**Instructions for the task:** Make an exact transcription of the material, leaving out all images.
##########
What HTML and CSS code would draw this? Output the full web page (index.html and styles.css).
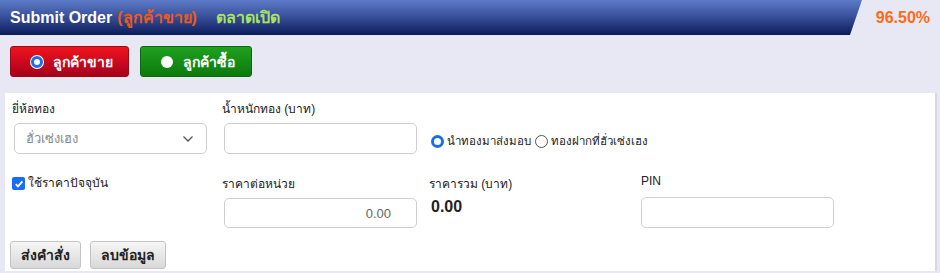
FILE: index.html
```html
<!DOCTYPE html>
<html>
<head>
    <meta charset="utf-8">
    <title>Submit Order</title>
    <link rel="stylesheet" href="styles.css">
</head>
<body>
    <div class="topbar">
        <div class="title-bar">
            <span class="title">Submit Order</span>
            <span class="side">(ลูกค้าขาย)</span>
            <span class="market">ตลาดเปิด</span>
        </div>
        <div class="percent">96.50%</div>
    </div>

    <div class="side-switch">
        <button class="side-btn sell"><span class="dot checked"></span>ลูกค้าขาย</button>
        <button class="side-btn buy"><span class="dot"></span>ลูกค้าซื้อ</button>
    </div>

    <div class="panel">
        <div class="form-grid">
            <div class="field">
                <label>ยี่ห้อทอง</label>
                <div class="select">
                    <span>ฮั่วเซ่งเฮง</span>
                    <svg width="12" height="8" viewBox="0 0 12 8"><path d="M1.5 1.5 L6 6 L10.5 1.5" fill="none" stroke="#555" stroke-width="1.3"/></svg>
                </div>
            </div>
            <div class="field">
                <label>น้ำหนักทอง (บาท)</label>
                <input class="text-input" type="text">
            </div>
            <div class="field wide delivery">
                <label class="radio"><span class="rdo on"></span>นำทองมาส่งมอบ</label>
                <label class="radio"><span class="rdo"></span>ทองฝากที่ฮั่วเซ่งเฮง</label>
            </div>

            <div class="field">
                <label class="check"><span class="box">
                    <svg width="10" height="10" viewBox="0 0 10 10"><path d="M1.8 5.2 L4 7.4 L8.4 2.4" fill="none" stroke="#fff" stroke-width="1.8"/></svg>
                </span>ใช้ราคาปัจจุบัน</label>
            </div>
            <div class="field">
                <label>ราคาต่อหน่วย</label>
                <input class="text-input right" type="text" value="0.00">
            </div>
            <div class="field total-field">
                <label>ราคารวม (บาท)</label>
                <div class="total">0.00</div>
            </div>
            <div class="field pin">
                <label>PIN</label>
                <input class="text-input" type="text">
            </div>
        </div>

        <div class="actions">
            <button class="grey-btn">ส่งคำสั่ง</button>
            <button class="grey-btn">ลบข้อมูล</button>
        </div>
    </div>
</body>
</html>
```

FILE: styles.css
```css
body {
    margin: 0;
    padding: 0;
    font-family: 'Liberation Sans', Tahoma, Arial, sans-serif;
    background: #e8e8f5;
    color: #222;
    overflow: hidden;
}

.topbar {
    display: flex;
    align-items: stretch;
    height: 35px;
}

.title-bar {
    width: 862px;
    display: flex;
    align-items: center;
    padding-left: 10px;
    box-sizing: border-box;
    background: linear-gradient(to bottom, #5d7bc8 0%, #3a529c 45%, #0c1c5a 100%);
    clip-path: polygon(0 0, 862px 0, 850px 100%, 0 100%);
    font-size: 16px;
    font-weight: bold;
}

.title { color: #fff; }
.side { color: #ea5a20; margin-left: 5px; }
.market { color: #a6e264; margin-left: 19px; }

.percent {
    flex: 1;
    text-align: right;
    padding-right: 10px;
    line-height: 35px;
    color: #ff6a14;
    font-weight: bold;
    font-size: 16px;
}

.side-switch {
    display: flex;
    gap: 11px;
    padding: 11px 0 0 10px;
    height: 58px;
    box-sizing: border-box;
}

.side-btn {
    height: 31px;
    display: flex;
    align-items: center;
    border-radius: 3px;
    color: #fff;
    font-family: inherit;
    font-weight: bold;
    font-size: 14px;
    padding: 0 0 0 20px;
    white-space: nowrap;
    cursor: pointer;
}

.side-btn.sell {
    width: 119px;
    background: linear-gradient(to bottom, #f0141e, #a6001c);
    border: 1px solid #9a0a14;
}

.side-btn.buy {
    width: 112px;
    background: linear-gradient(to bottom, #1fa01f, #0c7a0c);
    border: 1px solid #0b6a0b;
}

.dot {
    width: 12px;
    height: 12px;
    border-radius: 50%;
    background: #fff;
    margin-right: 10px;
    box-sizing: border-box;
    flex: none;
}

.dot.checked {
    border: 3px solid #1a6cf0;
    background: #fff;
    box-shadow: 0 0 0 1px #fff;
}

.panel {
    margin: 0 3px 0 5px;
    background: #fff;
    border-right: 2px solid #d6d6ec;
    padding: 8px 0 4px 9px;
    height: 178px;
    box-sizing: border-box;
}

.form-grid {
    display: grid;
    grid-template-columns: 193px 192px 191px 193px;
    column-gap: 17px;
    row-gap: 19px;
}

.form-grid > .wide { grid-column: span 2; }

.field label {
    display: block;
    font-size: 12px;
    height: 17px;
    line-height: 17px;
    margin-bottom: 5px;
    color: #222;
    margin-left: -2px;
}

.select, .text-input {
    width: 193px;
    height: 31px;
    box-sizing: border-box;
    border: 1px solid #cfcfcf;
    border-radius: 5px;
    background: #fff;
}

.select {
    display: flex;
    align-items: center;
    justify-content: space-between;
    padding: 0 12px 0 11px;
    font-size: 13px;
    color: #888;
}

.text-input {
    padding: 0 12px;
    font-family: inherit;
    font-size: 13px;
    color: #666;
    display: block;
}

.text-input.right {
    height: 30px;
    text-align: right;
    padding-right: 25px;
}

.delivery {
    display: flex;
    align-items: center;
    padding-top: 25px;
    margin-left: -2px;
}

.delivery label.radio {
    display: flex;
    align-items: center;
    margin: 0 4px 0 0;
    height: 31px;
    line-height: 31px;
    font-size: 11.5px;
}

.rdo {
    width: 13px;
    height: 13px;
    border-radius: 50%;
    border: 1px solid #555;
    box-sizing: border-box;
    margin-right: 3px;
    background: #fff;
}

.rdo.on {
    border: 3px solid #1a6cf0;
    box-shadow: inset 0 0 0 1px #fff;
}

.check {
    display: flex !important;
    align-items: center;
    margin-top: -1px;
}

.box {
    width: 13px;
    height: 13px;
    border-radius: 2px;
    background: #1a6cf0;
    margin-right: 3px;
    display: flex;
    align-items: center;
    justify-content: center;
}

.total-field { margin-left: -2px; }

.total {
    font-size: 16px;
    font-weight: bold;
    line-height: 22px;
    margin-top: -2px;
}

.pin label { margin-top: -3px; margin-bottom: 7px; margin-left: 0; }

.actions {
    display: flex;
    gap: 9px;
    margin-top: 13px;
    margin-left: -4px;
}

.grey-btn {
    height: 28px;
    padding: 0 10px;
    border: 1px solid #c4c4c4;
    border-radius: 3px;
    background: linear-gradient(to bottom, #f6f6f6, #d8d8d8);
    font-family: inherit;
    font-weight: bold;
    font-size: 14px;
    color: #222;
    cursor: pointer;
}
```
##########
**Correct response:**
What HTML and CSS code would draw this? Output the full web page (index.html and styles.css).
FILE: index.html
```html
<!DOCTYPE html>
<html>
<head>
    <meta charset="utf-8">
    <title>Submit Order</title>
    <link rel="stylesheet" href="styles.css">
</head>
<body>
    <div class="topbar">
        <div class="title-bar">
            <span class="title">Submit Order</span>
            <span class="side">(ลูกค้าขาย)</span>
            <span class="market">ตลาดเปิด</span>
        </div>
        <div class="percent">96.50%</div>
    </div>

    <div class="side-switch">
        <button class="side-btn sell"><span class="dot checked"></span>ลูกค้าขาย</button>
        <button class="side-btn buy"><span class="dot"></span>ลูกค้าซื้อ</button>
    </div>

    <div class="panel">
        <div class="form-grid">
            <div class="field">
                <label>ยี่ห้อทอง</label>
                <div class="select">
                    <span>ฮั่วเซ่งเฮง</span>
                    <svg width="12" height="8" viewBox="0 0 12 8"><path d="M1.5 1.5 L6 6 L10.5 1.5" fill="none" stroke="#555" stroke-width="1.3"/></svg>
                </div>
            </div>
            <div class="field">
                <label>น้ำหนักทอง (บาท)</label>
                <input class="text-input" type="text">
            </div>
            <div class="field wide delivery">
                <label class="radio"><span class="rdo on"></span>นำทองมาส่งมอบ</label>
                <label class="radio"><span class="rdo"></span>ทองฝากที่ฮั่วเซ่งเฮง</label>
            </div>

            <div class="field">
                <label class="check"><span class="box">
                    <svg width="10" height="10" viewBox="0 0 10 10"><path d="M1.8 5.2 L4 7.4 L8.4 2.4" fill="none" stroke="#fff" stroke-width="1.8"/></svg>
                </span>ใช้ราคาปัจจุบัน</label>
            </div>
            <div class="field">
                <label>ราคาต่อหน่วย</label>
                <input class="text-input right" type="text" value="0.00">
            </div>
            <div class="field total-field">
                <label>ราคารวม (บาท)</label>
                <div class="total">0.00</div>
            </div>
            <div class="field pin">
                <label>PIN</label>
                <input class="text-input" type="text">
            </div>
        </div>

        <div class="actions">
            <button class="grey-btn">ส่งคำสั่ง</button>
            <button class="grey-btn">ลบข้อมูล</button>
        </div>
    </div>
</body>
</html>
```

FILE: styles.css
```css
body {
    margin: 0;
    padding: 0;
    font-family: 'Liberation Sans', Tahoma, Arial, sans-serif;
    background: #e8e8f5;
    color: #222;
    overflow: hidden;
}

.topbar {
    display: flex;
    align-items: stretch;
    height: 35px;
}

.title-bar {
    width: 862px;
    display: flex;
    align-items: center;
    padding-left: 10px;
    box-sizing: border-box;
    background: linear-gradient(to bottom, #5d7bc8 0%, #3a529c 45%, #0c1c5a 100%);
    clip-path: polygon(0 0, 862px 0, 850px 100%, 0 100%);
    font-size: 16px;
    font-weight: bold;
}

.title { color: #fff; }
.side { color: #ea5a20; margin-left: 5px; }
.market { color: #a6e264; margin-left: 19px; }

.percent {
    flex: 1;
    text-align: right;
    padding-right: 10px;
    line-height: 35px;
    color: #ff6a14;
    font-weight: bold;
    font-size: 16px;
}

.side-switch {
    display: flex;
    gap: 11px;
    padding: 11px 0 0 10px;
    height: 58px;
    box-sizing: border-box;
}

.side-btn {
    height: 31px;
    display: flex;
    align-items: center;
    border-radius: 3px;
    color: #fff;
    font-family: inherit;
    font-weight: bold;
    font-size: 14px;
    padding: 0 0 0 20px;
    white-space: nowrap;
    cursor: pointer;
}

.side-btn.sell {
    width: 119px;
    background: linear-gradient(to bottom, #f0141e, #a6001c);
    border: 1px solid #9a0a14;
}

.side-btn.buy {
    width: 112px;
    background: linear-gradient(to bottom, #1fa01f, #0c7a0c);
    border: 1px solid #0b6a0b;
}

.dot {
    width: 12px;
    height: 12px;
    border-radius: 50%;
    background: #fff;
    margin-right: 10px;
    box-sizing: border-box;
    flex: none;
}

.dot.checked {
    border: 3px solid #1a6cf0;
    background: #fff;
    box-shadow: 0 0 0 1px #fff;
}

.panel {
    margin: 0 3px 0 5px;
    background: #fff;
    border-right: 2px solid #d6d6ec;
    padding: 8px 0 4px 9px;
    height: 178px;
    box-sizing: border-box;
}

.form-grid {
    display: grid;
    grid-template-columns: 193px 192px 191px 193px;
    column-gap: 17px;
    row-gap: 19px;
}

.form-grid > .wide { grid-column: span 2; }

.field label {
    display: block;
    font-size: 12px;
    height: 17px;
    line-height: 17px;
    margin-bottom: 5px;
    color: #222;
    margin-left: -2px;
}

.select, .text-input {
    width: 193px;
    height: 31px;
    box-sizing: border-box;
    border: 1px solid #cfcfcf;
    border-radius: 5px;
    background: #fff;
}

.select {
    display: flex;
    align-items: center;
    justify-content: space-between;
    padding: 0 12px 0 11px;
    font-size: 13px;
    color: #888;
}

.text-input {
    padding: 0 12px;
    font-family: inherit;
    font-size: 13px;
    color: #666;
    display: block;
}

.text-input.right {
    height: 30px;
    text-align: right;
    padding-right: 25px;
}

.delivery {
    display: flex;
    align-items: center;
    padding-top: 25px;
    margin-left: -2px;
}

.delivery label.radio {
    display: flex;
    align-items: center;
    margin: 0 4px 0 0;
    height: 31px;
    line-height: 31px;
    font-size: 11.5px;
}

.rdo {
    width: 13px;
    height: 13px;
    border-radius: 50%;
    border: 1px solid #555;
    box-sizing: border-box;
    margin-right: 3px;
    background: #fff;
}

.rdo.on {
    border: 3px solid #1a6cf0;
    box-shadow: inset 0 0 0 1px #fff;
}

.check {
    display: flex !important;
    align-items: center;
    margin-top: -1px;
}

.box {
    width: 13px;
    height: 13px;
    border-radius: 2px;
    background: #1a6cf0;
    margin-right: 3px;
    display: flex;
    align-items: center;
    justify-content: center;
}

.total-field { margin-left: -2px; }

.total {
    font-size: 16px;
    font-weight: bold;
    line-height: 22px;
    margin-top: -2px;
}

.pin label { margin-top: -3px; margin-bottom: 7px; margin-left: 0; }

.actions {
    display: flex;
    gap: 9px;
    margin-top: 13px;
    margin-left: -4px;
}

.grey-btn {
    height: 28px;
    padding: 0 10px;
    border: 1px solid #c4c4c4;
    border-radius: 3px;
    background: linear-gradient(to bottom, #f6f6f6, #d8d8d8);
    font-family: inherit;
    font-weight: bold;
    font-size: 14px;
    color: #222;
    cursor: pointer;
}
```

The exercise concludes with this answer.